Il a mis en place le plan Piratox, intégré au plan Vigipirate, qui se destine à la « prévention et à la vigilance face à une menace terroriste de nature chimique avec un volet judiciaire comprenant la recherche, l’identification et la neutralisation des auteurs d’un attentat ». Ses missions sont principalement axées autour de la décontamination, que ce soit des lieux touchés ou des victimes.
Suite à l’affaire, en 2001, des enveloppes contaminées au bacille du charbon (bacillus anthracis), une bactérie charbonneuse pouvant être létale pour l’homme et qui avaient d’ailleurs causé la mort de cinq personnes, le ministre de la Santé de l’époque, Bernard Kouchner, créait le plan Biotox. Ce plan plusieurs fois remanié par la suite, s’articule autour de la gestion de crise et la veille sanitaire pour détecter au plus tôt le risque d’une épidémie. Cela se traduit par la surveillance de tout un réseau de laboratoires ou encore la formation et l’entraînement de personnels, prêts à intervenir en cas d’alerte.
Quelles sont les armes chimiques les plus dangereuses et quels sont leurs effets ?
Le sarin, « une substance inodore, incolore et volatile, de la famille des organophosphorés, un neurologique pour l’homme et l’animal » fait partie de la famille des agents neurologiques, au même titre que le soman, le tabun et le VX. Il attaque le système nerveux humain, au niveau des synapses. Ce gaz mortel est considéré depuis 1993, comme une arme de destruction massive par les Nations Unies. En 1988, Sadam Hussein, s’en servait contre les kurdes dans le nord de l’Irak.
Il entre dans la catégorie des agents vésicants, le gaz moutarde, aussi nommé ypérite, est « un composé chimique cytologique et vésicant qui a la capacité de former de grandes vésicules sur la peau exposée ». Il inflige des brûlures sur la peau, les yeux et les poumons.
Les agents suffocants, comme le chlore, la chloropicrine et le phosgène, provoquent des lésions et des irritations aux voies respiratoires et aux poumons. Ils entraînent la mort par asphyxie.
Il faut savoir que les armes chimiques ont été interdites aux lendemains de la Première Guerre mondiale, considérée comme la première guerre chimique, en 1925 par la signature du protocole de Genève. Par la suite, la Convention sur l’interdiction des armes chimiques, signée en 1993, est venue renforcer ce traité en interdisant « la mise au point, la fabrication, le stockage et l’usage des armes chimiques ».
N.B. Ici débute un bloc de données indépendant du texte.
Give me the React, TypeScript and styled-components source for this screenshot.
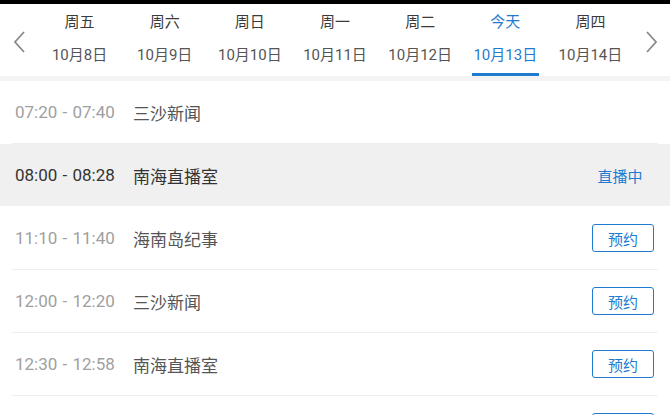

Doit-on vraiment craindre des attentats ?
Manuel Valls précisait sur France 2, peu après son discours devant l’Assemblée nationale, que le risque était bien présent mais toutefois « extrêmement limité ». Depuis les attentats, on le sait, « tout est possible » mais cela ne signifie pas qu’il y a un risque de ce type sur le territoire. Quant au spécialiste des armes chimiques, Olivier Lepick, il confiait, rassurant, « qu’il y avait un certain nombre de barrières techniques et logistiques » par rapport à « un attentat conventionnel ». La complexité de ce genre d’attaques et leurs résultats les rend moins intéressantes pour les terroristes. Les armes chimiques peuvent en effet être difficiles à employer ou a fabriquer, à cause de leur caractère parfois instable. Sans compter le transport jusqu’en France qui s’avère un grand obstacle. De telles opérations ne sont donc pas simples à mener. Pour cette raison et bien qu’il soit de notoriété publique que l’État islamique (EI) dispose d’une petite quantité de gaz moutarde, selon un rapport de l’Organisation pour l’interdiction des armes chimiques (OIAC), il n’y aurait pas de raison de s’alarmer outre mesure.